Input data:
————
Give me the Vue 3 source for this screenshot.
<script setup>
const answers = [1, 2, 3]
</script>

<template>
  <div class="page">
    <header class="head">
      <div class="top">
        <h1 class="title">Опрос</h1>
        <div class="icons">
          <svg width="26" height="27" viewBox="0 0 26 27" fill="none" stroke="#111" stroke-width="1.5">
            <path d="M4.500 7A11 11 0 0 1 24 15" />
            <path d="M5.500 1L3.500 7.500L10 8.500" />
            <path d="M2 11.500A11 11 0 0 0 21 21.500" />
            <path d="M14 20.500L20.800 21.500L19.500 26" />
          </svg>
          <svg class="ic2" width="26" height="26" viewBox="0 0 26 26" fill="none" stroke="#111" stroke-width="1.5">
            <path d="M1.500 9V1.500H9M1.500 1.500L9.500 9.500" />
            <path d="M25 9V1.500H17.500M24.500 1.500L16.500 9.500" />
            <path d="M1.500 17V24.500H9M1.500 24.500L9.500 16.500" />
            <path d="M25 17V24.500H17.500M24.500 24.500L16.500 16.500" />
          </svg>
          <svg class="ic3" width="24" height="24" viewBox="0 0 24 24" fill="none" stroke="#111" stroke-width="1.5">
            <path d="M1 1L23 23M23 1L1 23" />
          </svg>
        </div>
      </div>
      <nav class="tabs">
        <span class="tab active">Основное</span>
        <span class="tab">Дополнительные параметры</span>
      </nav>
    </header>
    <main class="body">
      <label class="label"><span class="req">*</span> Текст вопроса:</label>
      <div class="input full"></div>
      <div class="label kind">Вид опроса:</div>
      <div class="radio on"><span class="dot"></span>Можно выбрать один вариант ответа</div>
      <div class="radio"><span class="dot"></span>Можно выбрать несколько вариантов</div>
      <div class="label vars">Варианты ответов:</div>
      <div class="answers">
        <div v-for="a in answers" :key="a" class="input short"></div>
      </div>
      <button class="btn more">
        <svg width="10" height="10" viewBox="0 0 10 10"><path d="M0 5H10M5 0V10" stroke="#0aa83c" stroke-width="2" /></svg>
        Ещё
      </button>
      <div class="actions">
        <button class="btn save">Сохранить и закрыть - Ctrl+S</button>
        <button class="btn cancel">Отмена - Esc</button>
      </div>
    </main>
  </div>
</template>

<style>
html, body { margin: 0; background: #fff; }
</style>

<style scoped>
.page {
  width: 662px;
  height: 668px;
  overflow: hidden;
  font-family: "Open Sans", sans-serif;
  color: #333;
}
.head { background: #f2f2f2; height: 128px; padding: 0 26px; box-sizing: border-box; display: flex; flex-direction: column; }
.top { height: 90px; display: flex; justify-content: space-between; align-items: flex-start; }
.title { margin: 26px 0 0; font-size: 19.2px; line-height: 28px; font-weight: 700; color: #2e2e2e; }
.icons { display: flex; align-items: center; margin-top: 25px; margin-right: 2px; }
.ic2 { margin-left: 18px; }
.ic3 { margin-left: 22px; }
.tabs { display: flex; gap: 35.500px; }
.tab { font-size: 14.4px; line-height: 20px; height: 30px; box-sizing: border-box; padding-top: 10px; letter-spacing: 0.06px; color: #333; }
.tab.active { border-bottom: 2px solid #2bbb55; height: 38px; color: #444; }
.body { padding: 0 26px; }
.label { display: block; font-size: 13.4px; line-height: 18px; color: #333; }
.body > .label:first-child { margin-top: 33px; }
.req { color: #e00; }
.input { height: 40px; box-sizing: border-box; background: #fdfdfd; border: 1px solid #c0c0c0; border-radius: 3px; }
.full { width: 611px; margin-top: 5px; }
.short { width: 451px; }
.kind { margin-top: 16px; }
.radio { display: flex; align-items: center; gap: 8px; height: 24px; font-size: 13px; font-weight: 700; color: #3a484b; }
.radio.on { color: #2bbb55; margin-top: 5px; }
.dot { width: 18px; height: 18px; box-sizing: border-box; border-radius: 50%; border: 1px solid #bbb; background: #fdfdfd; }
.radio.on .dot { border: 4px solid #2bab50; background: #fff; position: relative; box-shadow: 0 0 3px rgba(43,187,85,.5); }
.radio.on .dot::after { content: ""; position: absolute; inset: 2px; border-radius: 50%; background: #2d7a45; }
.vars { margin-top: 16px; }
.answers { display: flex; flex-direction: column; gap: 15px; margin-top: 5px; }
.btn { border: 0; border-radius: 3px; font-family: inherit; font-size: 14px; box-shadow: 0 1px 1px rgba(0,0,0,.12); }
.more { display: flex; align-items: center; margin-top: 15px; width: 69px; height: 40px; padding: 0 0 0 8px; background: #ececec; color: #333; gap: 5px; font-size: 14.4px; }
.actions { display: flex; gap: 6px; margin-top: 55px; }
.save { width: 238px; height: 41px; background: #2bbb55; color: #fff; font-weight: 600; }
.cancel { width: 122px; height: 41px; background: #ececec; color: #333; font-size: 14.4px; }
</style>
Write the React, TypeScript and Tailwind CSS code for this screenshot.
————
Task objective:
Please quote every record above exactly as it appears.

Exercise output:
Give me the Vue 3 source for this screenshot.
<script setup>
const answers = [1, 2, 3]
</script>

<template>
  <div class="page">
    <header class="head">
      <div class="top">
        <h1 class="title">Опрос</h1>
        <div class="icons">
          <svg width="26" height="27" viewBox="0 0 26 27" fill="none" stroke="#111" stroke-width="1.5">
            <path d="M4.500 7A11 11 0 0 1 24 15" />
            <path d="M5.500 1L3.500 7.500L10 8.500" />
            <path d="M2 11.500A11 11 0 0 0 21 21.500" />
            <path d="M14 20.500L20.800 21.500L19.500 26" />
          </svg>
          <svg class="ic2" width="26" height="26" viewBox="0 0 26 26" fill="none" stroke="#111" stroke-width="1.5">
            <path d="M1.500 9V1.500H9M1.500 1.500L9.500 9.500" />
            <path d="M25 9V1.500H17.500M24.500 1.500L16.500 9.500" />
            <path d="M1.500 17V24.500H9M1.500 24.500L9.500 16.500" />
            <path d="M25 17V24.500H17.500M24.500 24.500L16.500 16.500" />
          </svg>
          <svg class="ic3" width="24" height="24" viewBox="0 0 24 24" fill="none" stroke="#111" stroke-width="1.5">
            <path d="M1 1L23 23M23 1L1 23" />
          </svg>
        </div>
      </div>
      <nav class="tabs">
        <span class="tab active">Основное</span>
        <span class="tab">Дополнительные параметры</span>
      </nav>
    </header>
    <main class="body">
      <label class="label"><span class="req">*</span> Текст вопроса:</label>
      <div class="input full"></div>
      <div class="label kind">Вид опроса:</div>
      <div class="radio on"><span class="dot"></span>Можно выбрать один вариант ответа</div>
      <div class="radio"><span class="dot"></span>Можно выбрать несколько вариантов</div>
      <div class="label vars">Варианты ответов:</div>
      <div class="answers">
        <div v-for="a in answers" :key="a" class="input short"></div>
      </div>
      <button class="btn more">
        <svg width="10" height="10" viewBox="0 0 10 10"><path d="M0 5H10M5 0V10" stroke="#0aa83c" stroke-width="2" /></svg>
        Ещё
      </button>
      <div class="actions">
        <button class="btn save">Сохранить и закрыть - Ctrl+S</button>
        <button class="btn cancel">Отмена - Esc</button>
      </div>
    </main>
  </div>
</template>

<style>
html, body { margin: 0; background: #fff; }
</style>

<style scoped>
.page {
  width: 662px;
  height: 668px;
  overflow: hidden;
  font-family: "Open Sans", sans-serif;
  color: #333;
}
.head { background: #f2f2f2; height: 128px; padding: 0 26px; box-sizing: border-box; display: flex; flex-direction: column; }
.top { height: 90px; display: flex; justify-content: space-between; align-items: flex-start; }
.title { margin: 26px 0 0; font-size: 19.2px; line-height: 28px; font-weight: 700; color: #2e2e2e; }
.icons { display: flex; align-items: center; margin-top: 25px; margin-right: 2px; }
.ic2 { margin-left: 18px; }
.ic3 { margin-left: 22px; }
.tabs { display: flex; gap: 35.500px; }
.tab { font-size: 14.4px; line-height: 20px; height: 30px; box-sizing: border-box; padding-top: 10px; letter-spacing: 0.06px; color: #333; }
.tab.active { border-bottom: 2px solid #2bbb55; height: 38px; color: #444; }
.body { padding: 0 26px; }
.label { display: block; font-size: 13.4px; line-height: 18px; color: #333; }
.body > .label:first-child { margin-top: 33px; }
.req { color: #e00; }
.input { height: 40px; box-sizing: border-box; background: #fdfdfd; border: 1px solid #c0c0c0; border-radius: 3px; }
.full { width: 611px; margin-top: 5px; }
.short { width: 451px; }
.kind { margin-top: 16px; }
.radio { display: flex; align-items: center; gap: 8px; height: 24px; font-size: 13px; font-weight: 700; color: #3a484b; }
.radio.on { color: #2bbb55; margin-top: 5px; }
.dot { width: 18px; height: 18px; box-sizing: border-box; border-radius: 50%; border: 1px solid #bbb; background: #fdfdfd; }
.radio.on .dot { border: 4px solid #2bab50; background: #fff; position: relative; box-shadow: 0 0 3px rgba(43,187,85,.5); }
.radio.on .dot::after { content: ""; position: absolute; inset: 2px; border-radius: 50%; background: #2d7a45; }
.vars { margin-top: 16px; }
.answers { display: flex; flex-direction: column; gap: 15px; margin-top: 5px; }
.btn { border: 0; border-radius: 3px; font-family: inherit; font-size: 14px; box-shadow: 0 1px 1px rgba(0,0,0,.12); }
.more { display: flex; align-items: center; margin-top: 15px; width: 69px; height: 40px; padding: 0 0 0 8px; background: #ececec; color: #333; gap: 5px; font-size: 14.4px; }
.actions { display: flex; gap: 6px; margin-top: 55px; }
.save { width: 238px; height: 41px; background: #2bbb55; color: #fff; font-weight: 600; }
.cancel { width: 122px; height: 41px; background: #ececec; color: #333; font-size: 14.4px; }
</style>
Write the React, TypeScript and Tailwind CSS code for this screenshot.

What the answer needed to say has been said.